Judicial independence possible, says Ma
Former chief justice Geoffrey Ma Tao-li said Beijing's power to interpret the Basic Law and judicial independence can coexist.
In his first interview after retirement with Hong Kong Lawyer, the SAR's second chief justice of the Court of Final Appeal was asked how judicial independence could be balanced against the power of the National People's Congress standing committee to interpret the Basic Law.
In response, Ma said Hong Kong's judicial independence and Beijing's power are "not incompatible."
"Of course, under the Basic Law, the NPCSC has the power to give authoritative interpretations of the provisions of that Law and the Hong Kong courts are bound to give effect to such interpretations," Ma said.
"This does not, however, affect the independence of the judiciary which is also prescribed under the Basic Law."
Ma also said he is skeptical of labels for judges such as "conservative" or "liberal," especially when the labels carry political undertones.
He said labels for judges always come from the outcomes of cases, especially those of a political nature, and lawyers and academics particularly like to use such labels.
But Ma said judges decide cases only according to the law, legal principle and the spirit of the law.
He also said it is "healthy" that the public is paying more attention to the work of the courts because Hongkongers should try to understand the concept of the rule of law and the legal system, yet it "must not be politicized."
Asked about the most important judgments during his tenure, Ma said public law and constitutional ones are the obvious choices as they tend to attract public interest more than in other areas. These are also the judgments that have caused the most controversy, even at times attracting considerable criticism.

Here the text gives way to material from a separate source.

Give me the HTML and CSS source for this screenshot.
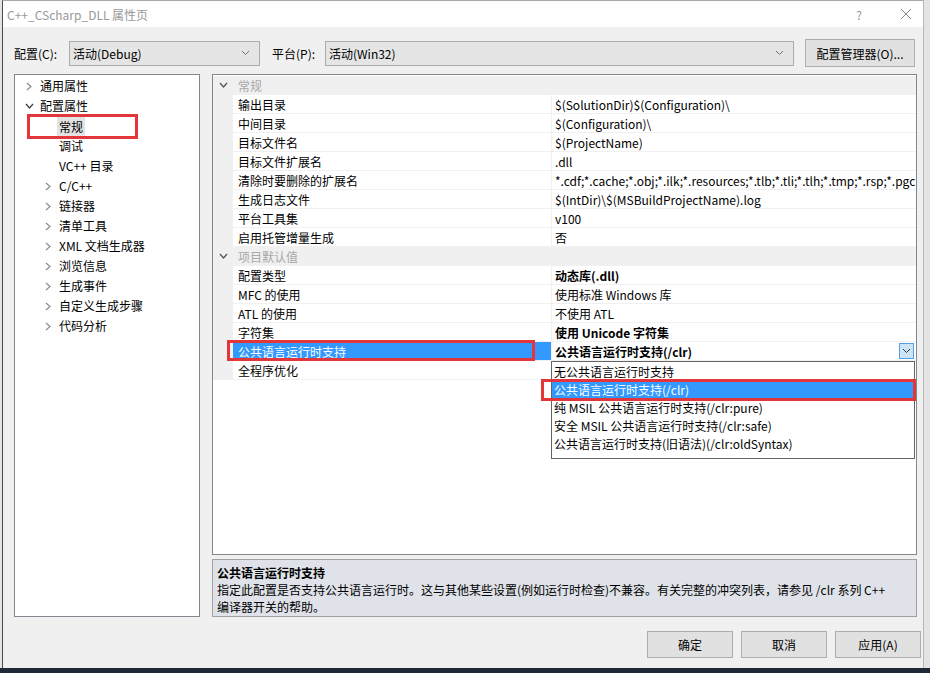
FILE: index.html
```html
<!DOCTYPE html>
<html lang="zh-CN">
<head>
  <meta charset="UTF-8">
  <title>C++_CScharp_DLL 属性页</title>
  <link rel="stylesheet" href="styles.css">
</head>
<body>

<div class="window">

  <!-- title bar -->
  <div class="titlebar">
    <span class="title">C++_CScharp_DLL 属性页</span>
    <span class="help">?</span>
    <span class="close">
      <svg width="12" height="12" viewBox="0 0 12 12"><path d="M1 1 L11 11 M11 1 L1 11" stroke="#8a8a8a" stroke-width="1" fill="none"/></svg>
    </span>
  </div>

  <!-- configuration / platform -->
  <div class="toolbar">
    <span class="lbl lbl-config">配置(C):</span>
    <div class="combo combo-config">
      <span>活动(Debug)</span>
      <svg class="combo-arrow" width="9" height="6" viewBox="0 0 9 6"><path d="M1 1 L4.5 4.5 L8 1" stroke="#707070" fill="none"/></svg>
    </div>
    <span class="lbl lbl-platform">平台(P):</span>
    <div class="combo combo-platform">
      <span>活动(Win32)</span>
      <svg class="combo-arrow" width="9" height="6" viewBox="0 0 9 6"><path d="M1 1 L4.5 4.5 L8 1" stroke="#707070" fill="none"/></svg>
    </div>
    <button class="btn btn-manager">配置管理器(O)...</button>
  </div>

  <div class="main">

    <!-- left tree -->
    <div class="tree">
      <div class="node"><span class="twisty"><svg width="8" height="9" viewBox="0 0 8 9"><path d="M2 1 L6 4.5 L2 8" stroke="#8c8c8c" stroke-width="1.2" fill="none"/></svg></span>通用属性</div>
      <div class="node"><span class="twisty"><svg width="9" height="8" viewBox="0 0 9 8"><path d="M1 2 L4.5 6 L8 2" stroke="#404040" stroke-width="1.3" fill="none"/></svg></span>配置属性</div>
      <div class="node child"><span class="twisty"></span><span class="current">常规</span></div>
      <div class="node child"><span class="twisty"></span>调试</div>
      <div class="node child"><span class="twisty"></span>VC++ 目录</div>
      <div class="node child"><span class="twisty"><svg width="8" height="9" viewBox="0 0 8 9"><path d="M2 1 L6 4.5 L2 8" stroke="#8c8c8c" stroke-width="1.2" fill="none"/></svg></span>C/C++</div>
      <div class="node child"><span class="twisty"><svg width="8" height="9" viewBox="0 0 8 9"><path d="M2 1 L6 4.5 L2 8" stroke="#8c8c8c" stroke-width="1.2" fill="none"/></svg></span>链接器</div>
      <div class="node child"><span class="twisty"><svg width="8" height="9" viewBox="0 0 8 9"><path d="M2 1 L6 4.5 L2 8" stroke="#8c8c8c" stroke-width="1.2" fill="none"/></svg></span>清单工具</div>
      <div class="node child"><span class="twisty"><svg width="8" height="9" viewBox="0 0 8 9"><path d="M2 1 L6 4.5 L2 8" stroke="#8c8c8c" stroke-width="1.2" fill="none"/></svg></span>XML 文档生成器</div>
      <div class="node child"><span class="twisty"><svg width="8" height="9" viewBox="0 0 8 9"><path d="M2 1 L6 4.5 L2 8" stroke="#8c8c8c" stroke-width="1.2" fill="none"/></svg></span>浏览信息</div>
      <div class="node child"><span class="twisty"><svg width="8" height="9" viewBox="0 0 8 9"><path d="M2 1 L6 4.5 L2 8" stroke="#8c8c8c" stroke-width="1.2" fill="none"/></svg></span>生成事件</div>
      <div class="node child"><span class="twisty"><svg width="8" height="9" viewBox="0 0 8 9"><path d="M2 1 L6 4.5 L2 8" stroke="#8c8c8c" stroke-width="1.2" fill="none"/></svg></span>自定义生成步骤</div>
      <div class="node child"><span class="twisty"><svg width="8" height="9" viewBox="0 0 8 9"><path d="M2 1 L6 4.5 L2 8" stroke="#8c8c8c" stroke-width="1.2" fill="none"/></svg></span>代码分析</div>
      <div class="mark mark-tree"></div>
    </div>

    <div class="side">

      <!-- property grid -->
      <div class="grid">
        <div class="row cat"><span class="gut"><svg width="9" height="8" viewBox="0 0 9 8"><path d="M1 2 L4.5 6 L8 2" stroke="#555" stroke-width="1.3" fill="none"/></svg></span><span class="cat-name">常规</span></div>
        <div class="row"><span class="gut"></span><span class="name">输出目录</span><span class="val">$(SolutionDir)$(Configuration)\</span></div>
        <div class="row"><span class="gut"></span><span class="name">中间目录</span><span class="val">$(Configuration)\</span></div>
        <div class="row"><span class="gut"></span><span class="name">目标文件名</span><span class="val">$(ProjectName)</span></div>
        <div class="row"><span class="gut"></span><span class="name">目标文件扩展名</span><span class="val">.dll</span></div>
        <div class="row"><span class="gut"></span><span class="name">清除时要删除的扩展名</span><span class="val">*.cdf;*.cache;*.obj;*.ilk;*.resources;*.tlb;*.tli;*.tlh;*.tmp;*.rsp;*.pgc</span></div>
        <div class="row"><span class="gut"></span><span class="name">生成日志文件</span><span class="val">$(IntDir)\$(MSBuildProjectName).log</span></div>
        <div class="row"><span class="gut"></span><span class="name">平台工具集</span><span class="val">v100</span></div>
        <div class="row"><span class="gut"></span><span class="name">启用托管增量生成</span><span class="val">否</span></div>
        <div class="row cat"><span class="gut"><svg width="9" height="8" viewBox="0 0 9 8"><path d="M1 2 L4.5 6 L8 2" stroke="#555" stroke-width="1.3" fill="none"/></svg></span><span class="cat-name">项目默认值</span></div>
        <div class="row"><span class="gut"></span><span class="name">配置类型</span><span class="val bold">动态库(.dll)</span></div>
        <div class="row"><span class="gut"></span><span class="name">MFC 的使用</span><span class="val">使用标准 Windows 库</span></div>
        <div class="row"><span class="gut"></span><span class="name">ATL 的使用</span><span class="val">不使用 ATL</span></div>
        <div class="row"><span class="gut"></span><span class="name">字符集</span><span class="val bold">使用 Unicode 字符集</span></div>
        <div class="row sel">
          <span class="gut"></span><span class="name">公共语言运行时支持</span>
          <span class="val bold">公共语言运行时支持(/clr)
            <span class="drop-btn"><svg width="9" height="6" viewBox="0 0 9 6"><path d="M1 1 L4.5 4.5 L8 1" stroke="#333" fill="none"/></svg></span>
          </span>
          <div class="mark mark-row"></div>
          <ul class="droplist">
            <li>无公共语言运行时支持</li>
            <li class="picked">公共语言运行时支持(/clr)<div class="mark mark-item"></div></li>
            <li>纯 MSIL 公共语言运行时支持(/clr:pure)</li>
            <li>安全 MSIL 公共语言运行时支持(/clr:safe)</li>
            <li>公共语言运行时支持(旧语法)(/clr:oldSyntax)</li>
          </ul>
        </div>
        <div class="row"><span class="gut"></span><span class="name">全程序优化</span><span class="val"></span></div>
      </div>

      <!-- description -->
      <div class="desc">
        <div class="desc-title">公共语言运行时支持</div>
        <div class="desc-text">指定此配置是否支持公共语言运行时。这与其他某些设置(例如运行时检查)不兼容。有关完整的冲突列表，请参见 /clr 系列 C++<br>编译器开关的帮助。</div>
      </div>

    </div>
  </div>

  <div class="footer">
    <button class="btn btn-foot">确定</button>
    <button class="btn btn-foot">取消</button>
    <button class="btn btn-foot">应用(A)</button>
  </div>

</div>
<div class="taskbar"></div>

</body>
</html>
```

FILE: styles.css
```css
body {
  margin: 0;
  background: #e4e4e4;
  font-family: "Noto Sans CJK SC", sans-serif;
  font-size: 12px;
  color: #000;
  overflow: hidden;
}
.window {
  margin-left: 2px;
  width: 922px;
  height: 668px;
  box-sizing: border-box;
  background: #f0f0f0;
  border-left: 1px solid #4a4a4a;
  border-right: 1px solid #b8b8b8;
  border-top: 1px solid #a8a8a8;
  display: flex;
  flex-direction: column;
}
.titlebar {
  height: 26px;
  background: #fff;
  display: flex;
  align-items: center;
  padding: 0 10px 0 4px;
  color: #999;
  font-size: 12px;
}
.title {
  flex: 1;
}
.help {
  width: 14px;
  text-align: center;
  font-size: 12px;
  color: #999;
}
.close {
  width: 14px;
  margin-left: 33px;
  display: flex;
  justify-content: center;
}

/* top row */
.toolbar {
  margin-top: 12px;
  height: 28px;
  padding-left: 11px;
  display: flex;
  align-items: center;
}
.lbl {
  flex: none;
}
.lbl-config {
  width: 55px;
}
.lbl-platform {
  width: 53px;
  margin-left: 12px;
}
.combo {
  height: 25px;
  box-sizing: border-box;
  background: #e5e5e5;
  border: 1px solid #acacac;
  display: flex;
  align-items: center;
  padding: 0 9px 0 3px;
  flex: none;
}
.combo span {
  flex: 1;
}
.combo-config {
  width: 191px;
}
.combo-platform {
  width: 469px;
}
.btn {
  font-family: inherit;
  font-size: 12px;
  color: #000;
  background: #e1e1e1;
  border: 1px solid #adadad;
  height: 27px;
  padding: 0;
}
.btn-manager {
  width: 110px;
  height: 28px;
  margin-left: 11px;
}

/* main area */
.main {
  margin-top: 7px;
  height: 543px;
  padding: 0 6px 0 11px;
  display: flex;
  gap: 12px;
}
.tree {
  width: 186px;
  flex: none;
  box-sizing: border-box;
  background: #fff;
  border: 1px solid #828790;
  padding-top: 1px;
  position: relative;
}
.node {
  height: 20px;
  line-height: 20px;
  display: flex;
  align-items: center;
  padding-left: 9px;
  white-space: nowrap;
}
.node.child {
  padding-left: 28px;
}
.twisty {
  width: 16px;
  height: 20px;
  flex: none;
  display: flex;
  align-items: center;
  padding-left: 1px;
  box-sizing: border-box;
}
.current {
  background: #e3e3e3;
  padding: 0 2px;
  margin-left: -2px;
  line-height: 19px;
}
.mark {
  position: absolute;
  border: 3px solid #e2363a;
  box-sizing: border-box;
  pointer-events: none;
}
.mark-tree {
  left: 12px;
  top: 39px;
  width: 111px;
  height: 25px;
}

.side {
  flex: 1;
  min-width: 0;
  display: flex;
  flex-direction: column;
  gap: 4px;
}
.grid {
  flex: 1;
  min-width: 0;
  box-sizing: border-box;
  background: #fff;
  border: 1px solid #828790;
  padding-top: 1px;
}
.row {
  display: flex;
  height: 19px;
  line-height: 18px;
  border-bottom: 1px solid #f0f0f0;
  box-sizing: border-box;
  position: relative;
}
.gut {
  width: 20px;
  flex: none;
  background: #f0f0f0;
  display: flex;
  align-items: center;
  justify-content: center;
}
.cat {
  background: #f0f0f0;
}
.cat-name {
  padding: 1px 0 0 5px;
  color: #a8a8a8;
}
.name {
  width: 319px;
  flex: none;
  box-sizing: border-box;
  padding: 1px 0 0 5px;
  border-right: 1px solid #f0f0f0;
  white-space: nowrap;
}
.val {
  flex: 1;
  min-width: 0;
  padding: 1px 0 0 3px;
  white-space: nowrap;
  overflow: hidden;
  display: flex;
  align-items: flex-start;
}
.bold {
  font-weight: bold;
}
.sel .name {
  background: #3399ff;
  color: #fff;
}
.drop-btn {
  margin: 0 2px 0 auto;
  width: 15px;
  height: 16px;
  flex: none;
  box-sizing: border-box;
  background: #cce4f7;
  border: 1px solid #569de5;
  display: flex;
  align-items: center;
  justify-content: center;
}
.mark-row {
  left: 14px;
  top: -2px;
  width: 308px;
  height: 21px;
}
.droplist {
  position: absolute;
  left: 338px;
  top: 19px;
  width: 364px;
  margin: 0;
  padding: 0 0 6px;
  list-style: none;
  background: #fff;
  border: 1px solid #646464;
  box-sizing: border-box;
  z-index: 2;
  font-weight: normal;
}
.droplist li {
  height: 18px;
  line-height: 20px;
  padding-left: 2px;
  white-space: nowrap;
  position: relative;
}
.droplist li.picked {
  background: #3399ff;
  color: #fff;
}
.mark-item {
  left: -11px;
  right: -2px;
  top: -1px;
  height: 22px;
}

.desc {
  height: 58px;
  box-sizing: border-box;
  background: #dfe3e9;
  border: 1px solid #a0a0a0;
  padding: 4px 4px 0;
  line-height: 17px;
  overflow: hidden;
}
.desc-title {
  font-weight: bold;
}

.footer {
  padding: 14px 2px 0 0;
  display: flex;
  justify-content: flex-end;
  gap: 8px;
}
.btn-foot {
  width: 86px;
}
.taskbar {
  height: 5px;
  background: #1e2836;
}
```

"Whatever the reactions have been, even in hindsight I do not see how any different a result should have been reached in those cases, even if some of the criticism or controversy could have been avoided by a different outcome," Ma said, adding that cases are decided according to the law and nothing else.
As for the judgment he was most proud of, Ma said his personal favorite was Hua Tyan Development versus Zurich Insurance in 2014, which was a marine insurance case. Cases in this area of the law rarely come before the courts, Ma said.
Looking back, Ma said he was attracted to the subject of law almost as soon as he enrolled at the University of Birmingham in 1974.
"When I was studying for my A levels in England, I was even at a loss to know what to read at university. It was a stroke of fortune that my elder brother suggested that I consider law. I never looked back."
Ma began private practice in 1980 and was appointed Queen's Counsel in 1993. He joined the judiciary in 2000 and became Chief Justice in 2010.
He retired at the age of 65 last month, succeeded by Andrew Cheung Kui-nung. Ma has been appointed honorary professor of the University of Hong Kong's law faculty following his retirement.